Thursday, August 29, 2013

Give Me Some Good Old-Fashioned Superheroics

My husband and I have recently been re-watching episodes of the animated Justice League Unlimited tv series.  Aside from just being fun, it's reminded me how much I like superheroes, comic books, and superhero RPGs, and how I wish I was still involved in a superhero campaign.  Aside from traditional fantasy, superheroes is the only other genre of RPG I really enjoy.

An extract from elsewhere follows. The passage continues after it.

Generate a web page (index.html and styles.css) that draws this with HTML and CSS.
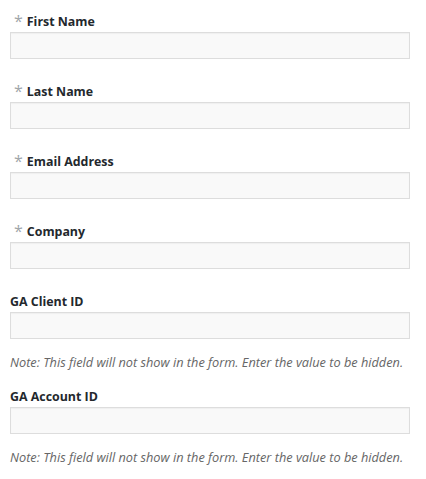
FILE: index.html
```html
<!DOCTYPE html>
<html>
<head>
<meta charset="utf-8">
<link rel="stylesheet" href="styles.css">
</head>
<body>
<form class="form">
  <div class="field">
    <label class="label"><span class="req">*</span>First Name</label>
    <input class="input" type="text">
  </div>
  <div class="field">
    <label class="label"><span class="req">*</span>Last Name</label>
    <input class="input" type="text">
  </div>
  <div class="field">
    <label class="label"><span class="req">*</span>Email Address</label>
    <input class="input" type="text">
  </div>
  <div class="field">
    <label class="label"><span class="req">*</span>Company</label>
    <input class="input" type="text">
  </div>
  <div class="field field-note">
    <label class="label">GA Client ID</label>
    <input class="input" type="text">
    <p class="note">Note: This field will not show in the form. Enter the value to be hidden.</p>
  </div>
  <div class="field field-note">
    <label class="label">GA Account ID</label>
    <input class="input" type="text">
    <p class="note">Note: This field will not show in the form. Enter the value to be hidden.</p>
  </div>
</form>
</body>
</html>
```
FILE: styles.css
```css
html, body {
  margin: 0;
  padding: 0;
  background: #fff;
}
body {
  font-family: "Open Sans", "Liberation Sans", sans-serif;
  color: #32373c;
}
.form {
  width: 400px;
  padding: 10px 0 0 10px;
}
.field {
  display: flex;
  flex-direction: column;
  margin-bottom: 21px;
}
.field-note {
  margin-bottom: 0;
}
.label {
  display: flex;
  align-items: flex-start;
  height: 20px;
  padding-top: 2px;
  line-height: 20px;
  font-size: 12.4px;
  font-weight: 700;
  margin-bottom: 0;
  color: #23282d;
}
.req {
  color: #a0a5aa;
  font-weight: 400;
  font-size: 16px;
  margin: -1px 4px 0 4px;
  line-height: 20px;
}
.input {
  box-sizing: border-box;
  width: 400px;
  height: 27px;
  margin: 0;
  border: 1px solid #dddddd;
  background: #f9f9f9;
  box-shadow: inset 0 1px 1px rgba(0,0,0,0.04);
  outline: none;
  padding: 0 6px;
}
.note {
  margin: 13px 0;
  height: 20px;
  line-height: 20px;
  font-size: 12.75px;
  font-style: italic;
  color: #666;
  white-space: nowrap;
}
```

My first experience with a superheroic campaign occurred in about 1996-7.  One of our fantasy campaign GMs also ran a superhero campaign, using the Champions! Hero System RPG.  My husband and I asked if we could sit in after hearing our other friends talk about the game.  The GM agreed, since his Champions! group had recently decreased in size.  But since my husband and I hadn't played much Hero System, the GM had us play characters that had already been created by other players who were no longer participating in the game.  My first Champions! character was an elastic stretching guy similar to Mr. Fantastic or Plastic Man.  His name was Strider.  My husband took on Inertia, a classic flying blaster whose powers were telekinetic.  The rest of the team was composed of Mind Shadow, a telepath; Shockwave, another flying blaster with energy-based abilities; Kien, a martial artist who also had the ability to teleport in short bursts; Yao-shi-fo, a mystical Chinese dragon in human form who was the team's magic-user; and EtherealGirl, the GM's NPC teen sidekick, who could become intangible.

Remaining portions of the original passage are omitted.